■ What to produce ■
Write the data out again exactly, dropping any images it holds.

■ Material ■
--- BEGIN ---

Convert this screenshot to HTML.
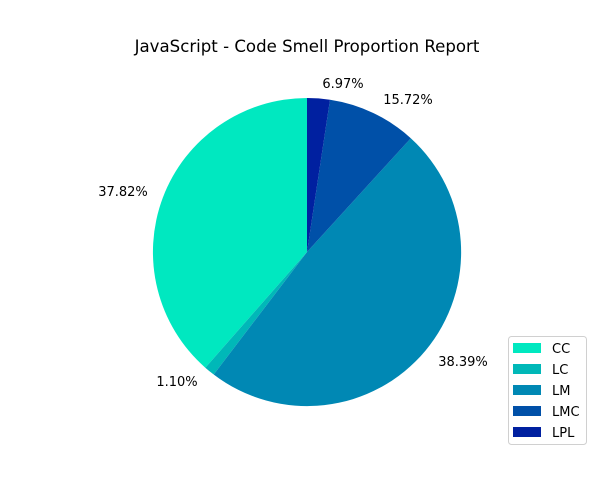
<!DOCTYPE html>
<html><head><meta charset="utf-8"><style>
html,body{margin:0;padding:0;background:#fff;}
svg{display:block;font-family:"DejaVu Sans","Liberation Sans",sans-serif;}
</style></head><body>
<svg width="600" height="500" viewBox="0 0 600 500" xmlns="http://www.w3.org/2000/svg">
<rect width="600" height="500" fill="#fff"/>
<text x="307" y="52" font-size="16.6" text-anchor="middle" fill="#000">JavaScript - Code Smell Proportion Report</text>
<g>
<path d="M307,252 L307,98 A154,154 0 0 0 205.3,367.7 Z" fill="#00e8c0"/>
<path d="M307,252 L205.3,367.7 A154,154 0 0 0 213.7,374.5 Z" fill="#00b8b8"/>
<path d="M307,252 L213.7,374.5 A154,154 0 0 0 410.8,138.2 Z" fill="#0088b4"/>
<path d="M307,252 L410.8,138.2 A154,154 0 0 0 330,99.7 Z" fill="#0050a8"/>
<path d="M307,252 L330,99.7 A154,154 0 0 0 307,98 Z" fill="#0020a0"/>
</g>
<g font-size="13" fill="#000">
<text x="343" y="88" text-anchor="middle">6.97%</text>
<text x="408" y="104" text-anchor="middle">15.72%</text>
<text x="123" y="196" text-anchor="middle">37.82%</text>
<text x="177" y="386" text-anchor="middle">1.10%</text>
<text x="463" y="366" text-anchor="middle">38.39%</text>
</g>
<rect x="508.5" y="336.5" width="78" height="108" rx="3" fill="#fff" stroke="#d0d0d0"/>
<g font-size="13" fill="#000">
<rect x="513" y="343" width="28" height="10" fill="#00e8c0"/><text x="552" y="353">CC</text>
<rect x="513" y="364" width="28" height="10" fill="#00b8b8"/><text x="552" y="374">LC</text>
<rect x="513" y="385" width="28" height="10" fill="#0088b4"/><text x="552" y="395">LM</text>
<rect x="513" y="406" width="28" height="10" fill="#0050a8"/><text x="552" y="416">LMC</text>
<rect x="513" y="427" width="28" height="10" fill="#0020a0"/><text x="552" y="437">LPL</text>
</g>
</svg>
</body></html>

--- END ---

■ Correct result ■
Convert this screenshot to HTML.
<!DOCTYPE html>
<html><head><meta charset="utf-8"><style>
html,body{margin:0;padding:0;background:#fff;}
svg{display:block;font-family:"DejaVu Sans","Liberation Sans",sans-serif;}
</style></head><body>
<svg width="600" height="500" viewBox="0 0 600 500" xmlns="http://www.w3.org/2000/svg">
<rect width="600" height="500" fill="#fff"/>
<text x="307" y="52" font-size="16.6" text-anchor="middle" fill="#000">JavaScript - Code Smell Proportion Report</text>
<g>
<path d="M307,252 L307,98 A154,154 0 0 0 205.3,367.7 Z" fill="#00e8c0"/>
<path d="M307,252 L205.3,367.7 A154,154 0 0 0 213.7,374.5 Z" fill="#00b8b8"/>
<path d="M307,252 L213.7,374.5 A154,154 0 0 0 410.8,138.2 Z" fill="#0088b4"/>
<path d="M307,252 L410.8,138.2 A154,154 0 0 0 330,99.7 Z" fill="#0050a8"/>
<path d="M307,252 L330,99.7 A154,154 0 0 0 307,98 Z" fill="#0020a0"/>
</g>
<g font-size="13" fill="#000">
<text x="343" y="88" text-anchor="middle">6.97%</text>
<text x="408" y="104" text-anchor="middle">15.72%</text>
<text x="123" y="196" text-anchor="middle">37.82%</text>
<text x="177" y="386" text-anchor="middle">1.10%</text>
<text x="463" y="366" text-anchor="middle">38.39%</text>
</g>
<rect x="508.5" y="336.5" width="78" height="108" rx="3" fill="#fff" stroke="#d0d0d0"/>
<g font-size="13" fill="#000">
<rect x="513" y="343" width="28" height="10" fill="#00e8c0"/><text x="552" y="353">CC</text>
<rect x="513" y="364" width="28" height="10" fill="#00b8b8"/><text x="552" y="374">LC</text>
<rect x="513" y="385" width="28" height="10" fill="#0088b4"/><text x="552" y="395">LM</text>
<rect x="513" y="406" width="28" height="10" fill="#0050a8"/><text x="552" y="416">LMC</text>
<rect x="513" y="427" width="28" height="10" fill="#0020a0"/><text x="552" y="437">LPL</text>
</g>
</svg>
</body></html>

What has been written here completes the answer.